For Ireland to stay afloat, we must make sure the euro survives

DEEP divisions are at the heart of prevailing paralysis in the eurozone.

For Ireland to stay afloat, we must make sure the euro survives

Cracks can no longer be papered over. Europe lacks leadership. Procrastination, indecision and inertia from the top table of prime ministers and presidents have allowed markets to dominate muppets.

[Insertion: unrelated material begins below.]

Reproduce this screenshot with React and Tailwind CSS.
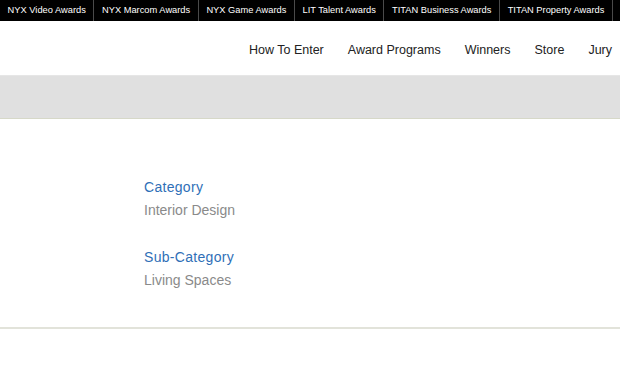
const topLinks = [
  "NYX Video Awards",
  "NYX Marcom Awards",
  "NYX Game Awards",
  "LIT Talent Awards",
  "TITAN Business Awards",
  "TITAN Property Awards",
];

const navLinks = ["How To Enter", "Award Programs", "Winners", "Store", "Jury"];

const details = [
  { label: "Category", value: "Interior Design" },
  { label: "Sub-Category", value: "Living Spaces" },
];

export default function App() {
  return (
    <div className="w-[620px] h-[378px] bg-white overflow-hidden font-['Liberation_Sans',Arial,sans-serif]">
      <div className="h-[21px] bg-black flex items-stretch">
        {topLinks.map((link) => (
          <a
            key={link}
            className="px-[7.6px] flex items-center text-white text-[9.3px] border-r border-[#4a4a4a] whitespace-nowrap"
          >
            {link}
          </a>
        ))}
      </div>

      <nav className="h-[54px] flex items-center justify-end pr-[8px] gap-[24px] pt-[5px]">
        {navLinks.map((link) => (
          <a key={link} className="text-[12.5px] text-[#222]">
            {link}
          </a>
        ))}
      </nav>

      <div className="h-[44px] bg-[#e0e0e0] border-t border-[#e6e6e6] border-b border-b-[#d6d8c8]" />

      <div className="pl-[144px] pt-[59px] h-[208px] flex flex-col gap-[28px]">
        {details.map((d) => (
          <div key={d.label} className="flex flex-col gap-[4px] text-[14px] leading-[19px]">
            <span className="text-[#2f6fb7] tracking-[0.3px]">{d.label}</span>
            <span className="text-[#8a8a8a]">{d.value}</span>
          </div>
        ))}
      </div>

      <div className="h-[2px] bg-[#e2e3da]" />
    </div>
  );
}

When Spain and Italy accompanied peripheral states of Greece, Portugal and Ireland, in requiring centralised support to finance their sovereign bonds, it was clear that the euro was unravelling. This presented a stark choice — construct a federal fiscal union or allow the break-up of the single currency. Solutions are well-established. These are neither palatable nor acceptable to paymaster states. At the heart of the problem lie 91 European banks. Recent stress tests maintain that they need €2.5 billion of recapitalisation. Markets believe, when adjustment is made for sovereign bond liabilities, that €112bn is actually required. This black hole is central to sharp declines on stock exchanges last week, where 20% was wiped off their value. Paranoia now grips the interbank lending market, with banks placing deposits with central banks and federal reserves, rather than each other. These were precisely conditions that led to the credit crunch and Lehman’s collapse in 2008. When denial becomes the central tenet of policy, expect disaster.